Open datasets — in their original, unabridged form — are essential to obtain a deeper understanding of the current crisis. This data, coupled with technological interventions like AI and natural language processing, has made it possible to improve forecasting models, make valuable predictions, and analyse the impact of the coronavirus.
What is more, given that the crisis is an ongoing problem that throws up new findings on a regular basis, maintaining reliable data assets that researchers can turn to has become paramount. Responding to the urgency of this crisis, several big organisations, including Google and Amazon, have offered researchers free access to their open datasets. Adding to a treasure trove of datasets gathered from a coalition of leading research groups, as well as leading institutes like John Hopkins, let us take a look at datasets that were recently released on Covid-19:
Google’s Covid-19 Public Dataset Program
With effect until September 15, Google has opened access to its repository of Covid-19 public datasets. Aimed at researchers, data scientists, and data analysts for research and educational purposes, the company has also encouraged them to use BigQuery ML to train advanced ML models for free under this program.
According to Google, this will allow greater participation among researchers as they collaborate to collectively combat this crisis. With the launch of this program, researchers and data scientists can access data from the Google Cloud Console. In addition to a description of the data, it also carries sample queries to advance research.
AWS Covid-19 Data Lake
Amazon recently announced that it has made a public AWS data lake around Covid-19 available for free. Calling it a central repository for ‘up-to-date and curated datasets’ on the disease, it allows researchers to study and analyse the data in one place in an efficient manner.
Hosted on the AWS cloud, the AWS Covid-19 data lake carries data from Johns Hopkins, The New York Times, and information from over 45,000 research articles covering the disease. The company claims to be regularly updating this repository with sources increasingly making their data public.
World Bank’s Covid-19 Data Catalog
The World Bank has joined tech companies and other institutions that are maintaining datasets, which researchers can take advantage of to appropriately respond to the Covid-19 pandemic. It has been curating datasets across various sectors, including healthcare and finance.
According to the institute, the datasets in the Covid-19 subset were sourced from World Bank Group research, various publications as well as through metadata analysis using relevant keywords.
CAS Open Access Dataset
The American Chemical Society’s data division CAS has open-sourced its antiviral dataset to support research into Covid-19 treatments. This dataset carries information on 50,000 compounds that potentially have antiviral properties.

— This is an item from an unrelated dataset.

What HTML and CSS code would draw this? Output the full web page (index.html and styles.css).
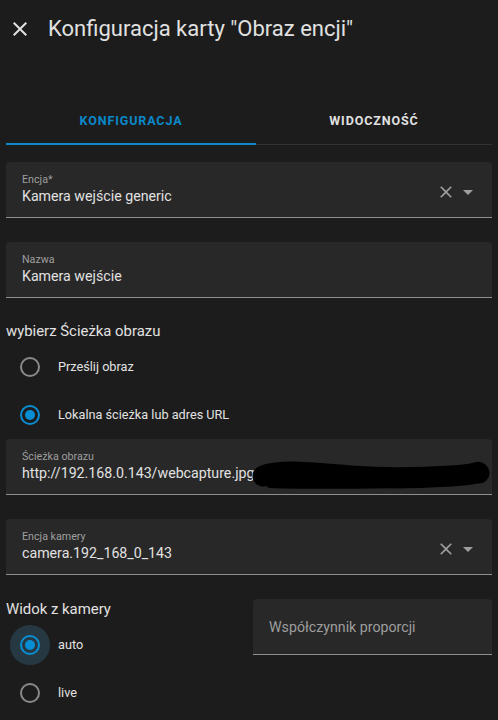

According to CAS, the dataset can enable researchers to use previously published chemical knowledge with emerging technologies like AI to accelerate research on treatments for Covid-19.
EU’s COVID-19 Coronavirus Data
This dataset, maintained by the European Centre For Disease Prevention And Control (ECDC), hosts the latest available data on Covid-19. This comprises, but is not limited to, the epidemiological curve and the geographical distribution of cases across the EU and the world.
ECDC has been curating data around the numbers of active Covid-19 cases and related deaths using reports from global health authorities. The institute has been monitoring the outbreak with a keen eye to constantly refine this process, and ensure the accuracy of the data.
On the key approaches taken to screen Covid-19 infected patients has been to use chest radiography images. This has spurred a number of AI systems that show promising results when it comes to accurately detect Covid-19 infections using these images.Since these deep learning-based AI systems have been closed to the public, these proposed solutions and discoveries are available to the wider research community with Covid-Net. It is a deep convolutional neural network design for the detection of this disease using a dataset comprising chest radiography images. As of now, this dataset contains ‘13,800 chest radiography images across 13,725 patient cases from three open access data repositories.’